10. Knead it in with your hands. Dip your hands in water to handle the dough. That’s it, just knead the dough. Done. Set aside.
QEEMA for STUFFING:
1. Start with sautéing the finely diced onion on high head/
2.Then add the meat, salt/pepper, and let it cook about 5 minutes
3.Chop the parsley, lower the heat to medium, then add the parsley. 4.Sautee until the liquid of the meat is absorbed. This doesn’t take very long. Qeema takes only about 20-30 min of cooking on medium. If there is excess fat, just tip the pan, move the qeema aside, and pat dry with a napkin. But that’s up to you. Don’t let it burn, so fold it a bit until it feels cooked. The clear liquid comes out of the meat first then absorbs it, and browns the meat.
NOW, THE PROCESS:
Assembly line of the following:
(1.) bowl of rice dough, (2.) pot of qeema, (3.) bowl of water (for hands).
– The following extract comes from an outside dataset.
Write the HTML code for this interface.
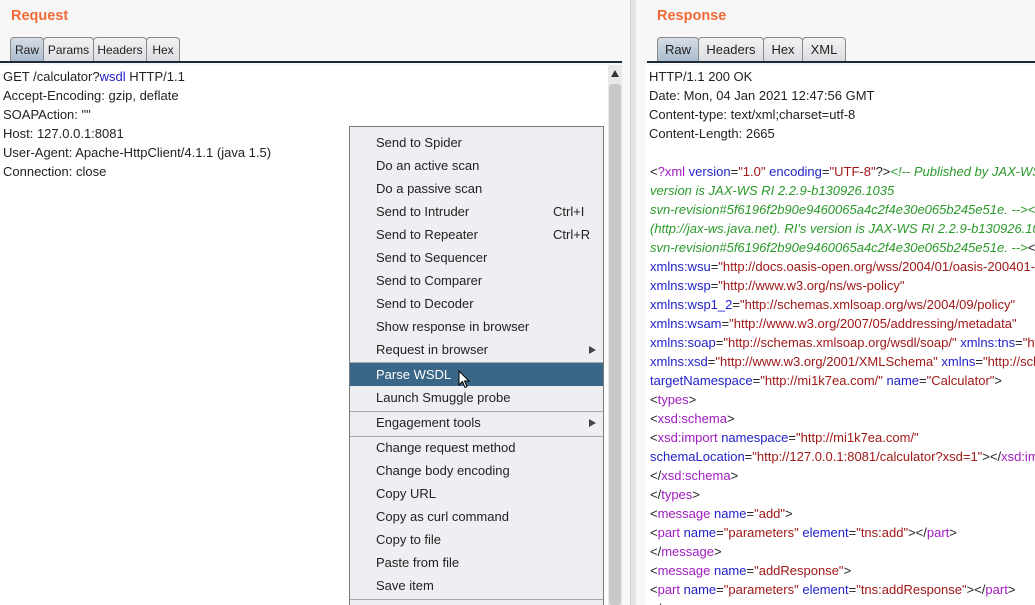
<!DOCTYPE html>
<html><head><style>
html,body{margin:0;width:1035px;height:605px;overflow:hidden}
body{background:#f7f7f7;font-family:"Liberation Sans",sans-serif;font-size:13px;position:relative;color:#222}
.abs{position:absolute}
.title{color:#f26a38;font-weight:bold;font-size:14.5px}
.tab{position:absolute;top:37px;height:24px;border:1px solid #8a8a8a;border-bottom:none;border-radius:4px 4px 0 0;background:linear-gradient(#f2f2f2,#dcdde2);box-sizing:border-box;text-align:center;line-height:24px;font-size:12px}
.tab.r{font-size:13px}
.tab.sel{background:linear-gradient(#d6dde6,#a9bccd)}
.line{position:absolute;height:2px;background:#1c2a3a}
.content{position:absolute;background:#fff;top:65px;bottom:0}
.l{position:absolute;white-space:nowrap;left:3px}
.t{color:#a01cc0}.a{color:#2222c8}.v{color:#a01818}.c{color:#2a9a2a;font-style:italic}.k{color:#222}
.menu{position:absolute;left:349px;top:126px;width:255px;height:479px;background:#eeeff2;border:1px solid #7a7a7a;border-bottom:none;box-sizing:border-box;overflow:hidden}
.mi{position:absolute;left:26px;white-space:nowrap;font-size:13px}
.sc{position:absolute;left:203px}
.sep{position:absolute;left:0;right:0;height:1px;background:#a8a8a8}
.arr{position:absolute;left:239px;width:0;height:0;border-left:7px solid #444;border-top:4px solid transparent;border-bottom:4px solid transparent}
</style></head><body>
<div class="abs title" style="left:11px;top:8px">Request</div>
<div class="tab sel" style="left:10px;width:34px">Raw</div>
<div class="tab" style="left:43px;width:51px">Params</div>
<div class="tab" style="left:93px;width:54px">Headers</div>
<div class="tab" style="left:146px;width:34px">Hex</div>
<div class="line" style="left:0;width:622px;top:61px"></div>
<div class="content" style="left:0;width:608px"></div>
<div class="abs" style="left:608px;top:65px;width:14px;height:540px;background:#e8e8e8"></div>
<div class="abs" style="left:609px;top:84px;width:12px;height:521px;background:#c9c9c9;border-radius:3px"></div>
<div class="abs" style="left:611px;top:70px;width:0;height:0;border-bottom:7px solid #333;border-left:4px solid transparent;border-right:4px solid transparent"></div>
<div class="abs" style="left:630px;top:0;width:5px;height:605px;background:#e4e4e4;border-left:1px solid #d0d0d0"></div>
<div class="l" style="top:69px">GET /calculator?<span style="color:#2222c8">wsdl</span> HTTP/1.1</div>
<div class="l" style="top:88px">Accept-Encoding: gzip, deflate</div>
<div class="l" style="top:107px">SOAPAction: ""</div>
<div class="l" style="top:126px">Host: 127.0.0.1:8081</div>
<div class="l" style="top:145px">User-Agent: Apache-HttpClient/4.1.1 (java 1.5)</div>
<div class="l" style="top:164px">Connection: close</div>

<div class="abs title" style="left:657px;top:8px">Response</div>
<div class="tab sel r" style="left:657px;width:42px">Raw</div>
<div class="tab r" style="left:698px;width:66px">Headers</div>
<div class="tab r" style="left:763px;width:40px">Hex</div>
<div class="tab r" style="left:802px;width:44px">XML</div>
<div class="line" style="left:647px;width:388px;top:61px"></div>
<div class="content" style="left:645px;width:390px;overflow:hidden">
<div class="l" style="top:4px;left:4px">HTTP/1.1 200 OK</div>
<div class="l" style="top:23px;left:4px">Date: Mon, 04 Jan 2021 12:47:56 GMT</div>
<div class="l" style="top:42px;left:4px">Content-type: text/xml;charset=utf-8</div>
<div class="l" style="top:61px;left:4px">Content-Length: 2665</div>
<div class="l" style="top:99px;left:5px"><span class="k">&lt;</span><span class="t">?xml</span> <span class="a">version</span>=<span class="v">"1.0"</span> <span class="a">encoding</span>=<span class="v">"UTF-8"</span>?&gt;<span class="c">&lt;!-- Published by JAX-WS RI</span></div>
<div class="l c" style="top:118px;left:5px">version is JAX-WS RI 2.2.9-b130926.1035</div>
<div class="l c" style="top:137px;left:5px">svn-revision#5f6196f2b90e9460065a4c2f4e30e065b245e51e. --&gt;&lt;!-- Generated</div>
<div class="l c" style="top:156px;left:5px">(http://jax-ws.java.net). RI's version is JAX-WS RI 2.2.9-b130926.1035</div>
<div class="l" style="top:175px;left:5px"><span class="c">svn-revision#5f6196f2b90e9460065a4c2f4e30e065b245e51e. --&gt;</span>&lt;<span class="t">definitions</span></div>
<div class="l" style="top:194px;left:5px"><span class="a">xmlns:wsu</span>=<span class="v">"http://docs.oasis-open.org/wss/2004/01/oasis-200401-wss"</span></div>
<div class="l" style="top:213px;left:5px"><span class="a">xmlns:wsp</span>=<span class="v">"http://www.w3.org/ns/ws-policy"</span></div>
<div class="l" style="top:232px;left:5px"><span class="a">xmlns:wsp1_2</span>=<span class="v">"http://schemas.xmlsoap.org/ws/2004/09/policy"</span></div>
<div class="l" style="top:251px;left:5px"><span class="a">xmlns:wsam</span>=<span class="v">"http://www.w3.org/2007/05/addressing/metadata"</span></div>
<div class="l" style="top:270px;left:5px"><span class="a">xmlns:soap</span>=<span class="v">"http://schemas.xmlsoap.org/wsdl/soap/"</span> <span class="a">xmlns:tns</span>=<span class="v">"http</span></div>
<div class="l" style="top:289px;left:5px"><span class="a">xmlns:xsd</span>=<span class="v">"http://www.w3.org/2001/XMLSchema"</span> <span class="a">xmlns</span>=<span class="v">"http://sche</span></div>
<div class="l" style="top:308px;left:5px"><span class="a">targetNamespace</span>=<span class="v">"http://mi1k7ea.com/"</span> <span class="a">name</span>=<span class="v">"Calculator"</span>&gt;</div>
<div class="l" style="top:327px;left:5px">&lt;<span class="t">types</span>&gt;</div>
<div class="l" style="top:346px;left:5px">&lt;<span class="t">xsd:schema</span>&gt;</div>
<div class="l" style="top:365px;left:5px">&lt;<span class="t">xsd:import</span> <span class="a">namespace</span>=<span class="v">"http://mi1k7ea.com/"</span></div>
<div class="l" style="top:384px;left:5px"><span class="a">schemaLocation</span>=<span class="v">"http://127.0.0.1:8081/calculator?xsd=1"</span>&gt;&lt;/<span class="t">xsd:import</span>&gt;</div>
<div class="l" style="top:403px;left:5px">&lt;/<span class="t">xsd:schema</span>&gt;</div>
<div class="l" style="top:422px;left:5px">&lt;/<span class="t">types</span>&gt;</div>
<div class="l" style="top:441px;left:5px">&lt;<span class="t">message</span> <span class="a">name</span>=<span class="v">"add"</span>&gt;</div>
<div class="l" style="top:460px;left:5px">&lt;<span class="t">part</span> <span class="a">name</span>=<span class="v">"parameters"</span> <span class="a">element</span>=<span class="v">"tns:add"</span>&gt;&lt;/<span class="t">part</span>&gt;</div>
<div class="l" style="top:479px;left:5px">&lt;/<span class="t">message</span>&gt;</div>
<div class="l" style="top:498px;left:5px">&lt;<span class="t">message</span> <span class="a">name</span>=<span class="v">"addResponse"</span>&gt;</div>
<div class="l" style="top:517px;left:5px">&lt;<span class="t">part</span> <span class="a">name</span>=<span class="v">"parameters"</span> <span class="a">element</span>=<span class="v">"tns:addResponse"</span>&gt;&lt;/<span class="t">part</span>&gt;</div>
<div class="l" style="top:536px;left:5px">&lt;/</div>
</div>

<div class="menu">
<div class="mi" style="top:8px">Send to Spider</div>
<div class="mi" style="top:31px">Do an active scan</div>
<div class="mi" style="top:54px">Do a passive scan</div>
<div class="mi" style="top:77px">Send to Intruder</div><div class="mi sc" style="top:77px">Ctrl+I</div>
<div class="mi" style="top:100px">Send to Repeater</div><div class="mi sc" style="top:100px">Ctrl+R</div>
<div class="mi" style="top:123px">Send to Sequencer</div>
<div class="mi" style="top:146px">Send to Comparer</div>
<div class="mi" style="top:169px">Send to Decoder</div>
<div class="mi" style="top:192px">Show response in browser</div>
<div class="mi" style="top:215px">Request in browser</div><div class="arr" style="top:219px"></div>
<div class="sep" style="top:235px"></div>
<div class="abs" style="left:0;right:0;top:236px;height:23px;background:#3a6788"></div>
<div class="mi" style="top:240px;color:#fff">Parse WSDL</div>
<svg class="abs" style="left:108px;top:243px" width="14" height="20" viewBox="0 0 14 20"><path d="M1 1 L1 15 L4.5 11.5 L7 17.5 L9 16.5 L6.5 11 L11 11 Z" fill="#fff" stroke="#000" stroke-width="1"/></svg>
<div class="mi" style="top:263px">Launch Smuggle probe</div>
<div class="sep" style="top:284px"></div>
<div class="mi" style="top:288px">Engagement tools</div><div class="arr" style="top:292px"></div>
<div class="sep" style="top:309px"></div>
<div class="mi" style="top:313px">Change request method</div>
<div class="mi" style="top:336px">Change body encoding</div>
<div class="mi" style="top:359px">Copy URL</div>
<div class="mi" style="top:382px">Copy as curl command</div>
<div class="mi" style="top:405px">Copy to file</div>
<div class="mi" style="top:428px">Paste from file</div>
<div class="mi" style="top:451px">Save item</div>
<div class="sep" style="top:472px"></div>
</div>
</body></html>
1. Dip your hands in some water, take some dough, work it with your hands, make a ball about the size of a small egg. You got this.
2. Make a hole with your index finger to make a well, while working the dough. Then flatten out the sides of the well. See picture. Try to imagine you're making an espresso cup size.
3. Add about a Tablespoon or less of qeema with one hand, then close the ball with the other hand.
4. Then cup the ball with your hands to make it into an egg shape. Keep using slightly wet hands. Make as many as you want before you start frying. Mama usually makes about 5 at a time, because we, her children, always need to eat them right away.
5. Deep fry. When you fry them they need to be covered in oil. See image below. Fry as many as you want at a time, without crowding the pot. Fry until golden.
6. Let them dry on a cooling rack.
If you’re like me, you will eat them with labneh. Enjoy!